Но не все было столь просто:
«В. и Ф. Не будь Ф., я бы погиб (Маруха): одиночество духа невоплощенного. Не будь В., я бы стал обывателем…»[166]
Вот так: Сцилла и Харибда. С одной стороны – бездна духа, с другой – рутина и обывательская жизнь. Как быть, как уцелеть? Каждый решает этот вопрос для себя сам – Пришвин весьма радикальным образом: в тридцать лет он фактически женился на своей первой женщине (редкие проститутки не в счет) и очень в этом позднее раскаивался.
«Вина основная во мне, что я эгоист и заварил брак в похоти, в состоянии двойственности, в грубейшем действии соединить уже во мне разъединенное: плоть и дух, в самообмане, в присоединении к естественному чувству (которое и надо было удовлетворять, как все?) идеологии брака»[167].
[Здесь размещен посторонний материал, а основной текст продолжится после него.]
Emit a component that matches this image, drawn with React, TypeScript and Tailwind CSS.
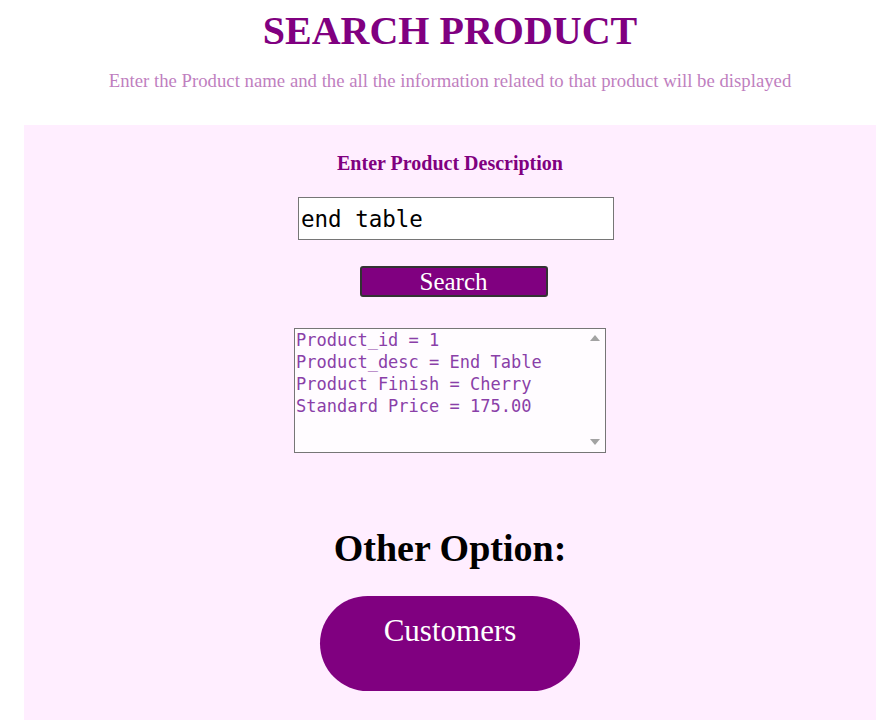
export default function App() {
  const result = [
    "Product_id = 1",
    "Product_desc = End Table",
    "Product Finish = Cherry",
    "Standard Price = 175.00",
  ].join("\n");

  return (
    <div className="min-h-screen bg-white pl-[24px] pr-[8px] font-['Liberation_Serif',serif]">
      <div className="flex flex-col items-center">
        <h1 className="mt-[8px] text-[40px] font-bold leading-[46px] text-[#800080]">SEARCH PRODUCT</h1>
        <p className="mt-[16px] text-[18.75px] leading-[22px] text-[#bf7fbf]">
          Enter the Product name and the all the information related to that product will be displayed
        </p>
      </div>

      <div className="mt-[33px] flex h-[595px] flex-col items-center bg-[#ffeeff] pt-[26px]">
        <label className="text-[20px] font-bold leading-[24px] text-[#800080]">Enter Product Description</label>
        <input
          defaultValue="end table"
          className="ml-[12px] mt-[22px] h-[43px] w-[316px] border border-[#767676] bg-white px-[2px] font-['DejaVu_Sans_Mono',monospace] text-[22.5px] text-black outline-none"
        />
        <button className="ml-[7px] mt-[26px] h-[31px] w-[188px] rounded-[3px] border-2 border-[#333] bg-[#800080] text-[25px] leading-[26px] text-white">
          Search
        </button>
        <div className="relative mt-[31px] h-[125px] w-[312px]">
          <textarea
            readOnly
            defaultValue={result}
            className="h-full w-full resize-none overflow-hidden border border-[#767676] bg-[#fffcff] py-0 pl-[1px] pr-[18px] font-['DejaVu_Sans_Mono',monospace] text-[17px] leading-[22px] text-[#8a3fa8] outline-none"
          />
          <svg className="absolute right-[6px] top-[7px]" width="10" height="6" viewBox="0 0 10 6">
            <path d="M0 6 L5 0 L10 6 Z" fill="#a3a3a3" />
          </svg>
          <svg className="absolute bottom-[8px] right-[6px]" width="10" height="6" viewBox="0 0 10 6">
            <path d="M0 0 L5 6 L10 0 Z" fill="#a3a3a3" />
          </svg>
        </div>
        <h2 className="mt-[73px] text-[38px] font-bold leading-[44px] text-black">Other Option:</h2>
        <button className="mt-[26px] h-[95px] w-[260px] rounded-full bg-[#800080] pb-[24px] text-[31px] text-white">
          Customers
        </button>
      </div>
    </div>
  );
}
Сюжет любви интеллигента к простолюдинке какой-то бунинский, что-то вроде «Митиной любви» (недаром так потряс Пришвина этот рассказ земляка)[168] или «Темных аллей», которые он вряд ли читал, но если бы прочел, наверняка оценил бы не менее высоко. Но есть и разница. Для бунинских героев, дворян, студентов, барчуков – а точнее, для одного общего героя, перемещающегося из рассказа в рассказ – естественно было сойтись с крестьянкой или горничной, даже полюбить ее – и совершенно немыслимо на ней жениться, ибо Бунин сословных предрассудков всегда придерживался; пришвинская же судьба и некий, поначалу противоположный бунинским разрывам и расставаниям исход его любви, женитьба на дикарке, рождение детей, строительство дома и будущие очень сложные отношения с простонародной супругой, так или иначе все равно приходящие к разрыву через много лет («конечно это была не семья, а прицепка к жизни»), словно дают ответ на вопрос, что бы было, если б Николай Алексеевич из давшего название всей бунинской книге рассказа женился на крестьянке Надежде.
Мучительное переживание разрыва плоти и духа сближало елецких юношей ничуть не меньше, чем ужас революции семнадцатого года двух соседей-помещиков (так что связь между революцией и полом, конечно, есть, хотя педалирование этой темы в духе работ А. М. Эткинда кажется мне вряд ли оправданным).
Пришвин боялся кошмара чисто физиологического соития, сколько мог, избегал, сдерживал себя изо всех сил, сходил с ума, страдал, бросался то в марксизм, то в идеализм (для него это было одно и то же: «В своем кружке мы постоянно говорили, что бытие определяет сознание, но жили обратно: наше сознание идеальной и разумной действительности поглощало все наше бытие»), пока не понял, что плотское – это зверь, которому надо дать насытиться, а если оставить его голодным – то прямой путь к хлыстам.
«Во всех попытках жить для всех бессознательно управляет человеком его самость, но встречаясь в сознании с альтруизмом, она превращает жизнь человека в гримасу; единственный способ освободиться от этого зверя, всегда голодного, это насытить его, следить за ним, ухаживать, и вот, когда успокоенный зверь уснет, можно позволять себе отлучки в другую сторону (altera): это хозяйство со своим зверем и есть самость, без которой нельзя помочь другим людям»[169].
Любопытные мысли по этому поводу есть у Б. Пастернака в «Охранной грамоте»: «Всякая литература о поле, как и самое слово «пол», отдают несносной пошлостью, и в этом их назначенье. Именно только в этой омерзительности пригодны они природе, потому что как раз на страхе пошлости построен ее контакт с нами, и ничто не пошлое ее контрольных средств не пополняло бы. (…)
Движение, приводящее к зачатью, есть самое чистое из всего, что знает вселенная. И одной этой чистоты, столько раз побеждавшей в веках, было бы достаточно, чтобы по контрасту все то, что не есть оно, отдавало бездонной грязью».